Correct. The Cuba itinerary is not on-the-ground social impact. It’s not volunteerism. You don’t have to do work.
A lot of folks who’ve experienced the D.R. trip say it’s transformative. Are you pitching that for Cuba as well?
I’m not pitching that at all. The D.R. trip is something special. Cuba is an awakening trip. You can’t anticipate the experience you’re going to have. It may or may not transform you, but it’s an experience you will cherish for the rest of your life.
For the D.R., there’s programming on the ship; there are serious moments of self-reflection and personal development. It is about you. People are having transformative moments and thinking about the rest of their lives, what they’ll do differently and how they’re going to be different, while giving back and making a real difference in the region.
In Cuba, it’s a sliver.
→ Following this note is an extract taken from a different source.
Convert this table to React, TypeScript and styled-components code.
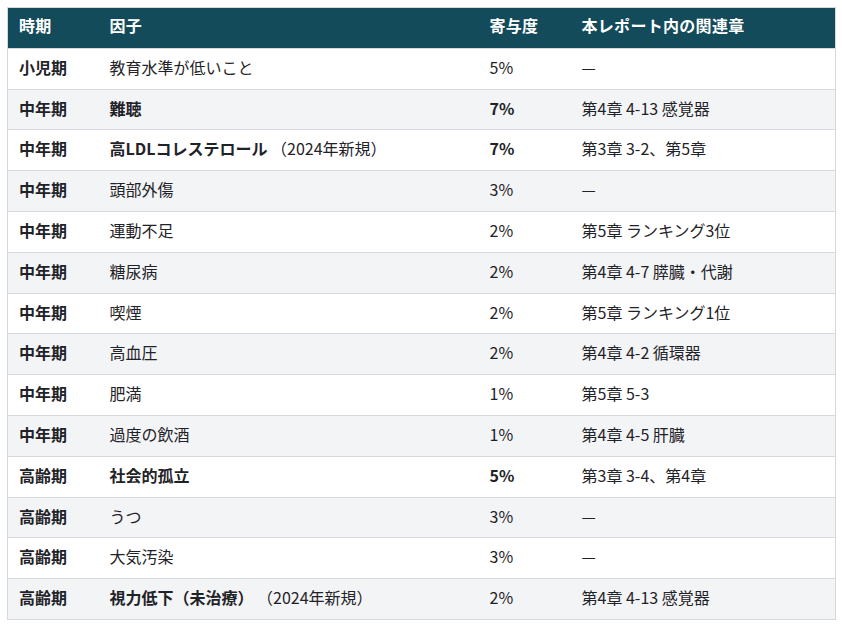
import React from 'react';
import styled, { createGlobalStyle } from 'styled-components';

const GlobalStyle = createGlobalStyle`
  html, body {
    margin: 0;
    padding: 0;
    background: #ffffff;
  }
  body {
    font-family: "Noto Sans CJK JP", "Noto Sans", sans-serif;
    color: #1f2328;
  }
`;

const Page = styled.div`
  padding: 7px 6px 0 7px;
`;

const Table = styled.table`
  width: 100%;
  border-collapse: collapse;
  table-layout: fixed;
  border: 1px solid #d5d9dd;
  font-size: 16px;
`;

const HeadCell = styled.th`
  background: #134b5b;
  color: #ffffff;
  font-weight: 700;
  text-align: left;
  padding: 7px 11px 11px;
  line-height: 21.8px;
  letter-spacing: 0.3px;
`;

const Row = styled.tr<{ $shaded: boolean }>`
  background: ${(p) => (p.$shaded ? '#f3f4f6' : '#ffffff')};
  border-top: 1px solid #d5d9dd;
`;

const Cell = styled.td<{ $bold?: boolean }>`
  padding: 8px 11px 10px;
  line-height: 21.8px;
  font-weight: ${(p) => (p.$bold ? 700 : 400)};
  white-space: nowrap;
`;

const Strong = styled.span`
  font-weight: 700;
`;

type Item = {
  period: string;
  factor: string;
  note?: string;
  strong?: boolean;
  share: string;
  strongShare?: boolean;
  chapter: string;
};

const items: Item[] = [
  { period: '小児期', factor: '教育水準が低いこと', share: '5%', chapter: '—' },
  { period: '中年期', factor: '難聴', strong: true, share: '7%', strongShare: true, chapter: '第4章 4-13 感覚器' },
  { period: '中年期', factor: '高LDLコレステロール', note: '（2024年新規）', strong: true, share: '7%', strongShare: true, chapter: '第3章 3-2、第5章' },
  { period: '中年期', factor: '頭部外傷', share: '3%', chapter: '—' },
  { period: '中年期', factor: '運動不足', share: '2%', chapter: '第5章 ランキング3位' },
  { period: '中年期', factor: '糖尿病', share: '2%', chapter: '第4章 4-7 膵臓・代謝' },
  { period: '中年期', factor: '喫煙', share: '2%', chapter: '第5章 ランキング1位' },
  { period: '中年期', factor: '高血圧', share: '2%', chapter: '第4章 4-2 循環器' },
  { period: '中年期', factor: '肥満', share: '1%', chapter: '第5章 5-3' },
  { period: '中年期', factor: '過度の飲酒', share: '1%', chapter: '第4章 4-5 肝臓' },
  { period: '高齢期', factor: '社会的孤立', strong: true, share: '5%', strongShare: true, chapter: '第3章 3-4、第4章' },
  { period: '高齢期', factor: 'うつ', share: '3%', chapter: '—' },
  { period: '高齢期', factor: '大気汚染', share: '3%', chapter: '—' },
  { period: '高齢期', factor: '視力低下（未治療）', note: '（2024年新規）', strong: true, share: '2%', chapter: '第4章 4-13 感覚器' },
];

export default function App() {
  return (
    <Page>
      <GlobalStyle />
      <Table>
        <colgroup>
          <col style={{ width: 91 }} />
          <col style={{ width: 380 }} />
          <col style={{ width: 92 }} />
          <col />
        </colgroup>
        <thead>
          <tr>
            <HeadCell>時期</HeadCell>
            <HeadCell>因子</HeadCell>
            <HeadCell>寄与度</HeadCell>
            <HeadCell>本レポート内の関連章</HeadCell>
          </tr>
        </thead>
        <tbody>
          {items.map((it, i) => (
            <Row key={i} $shaded={i % 2 === 1}>
              <Cell $bold>{it.period}</Cell>
              <Cell>
                {it.strong ? <Strong>{it.factor}</Strong> : it.factor}
                {it.note && ` ${it.note}`}
              </Cell>
              <Cell $bold={it.strongShare}>{it.share}</Cell>
              <Cell>{it.chapter}</Cell>
            </Row>
          ))}
        </tbody>
      </Table>
    </Page>
  );
}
It’s the cultural immersion and exchange, and you’ll have moments you will cherish for the rest of your life. And I’m sure some people can be individually transformed, but not at the consistent level you’ll see in the D.R. where the whole program is geared that way.
Is there anything you would compare the Fathom brand to?
For the D.R., there’s nothing. D.R. is like breaking total ground in all kinds of ways. It’s not voluntourism. It’s just not that. It’s way more than that.
Cuba is a moment in time. It’s a moment that will last for many years, but it’s a moment in time. And if you’ve had other experiences where you’ve traveled and connected with the people, it’s not unique in that way, either. It’s unique in that Cuba is our neighbor. A lot of people in the U.S. have family in the Cuba, and vice versa. We’ve been separated for a long time. It’s a sense of reunion. You feel a sense of coming back together.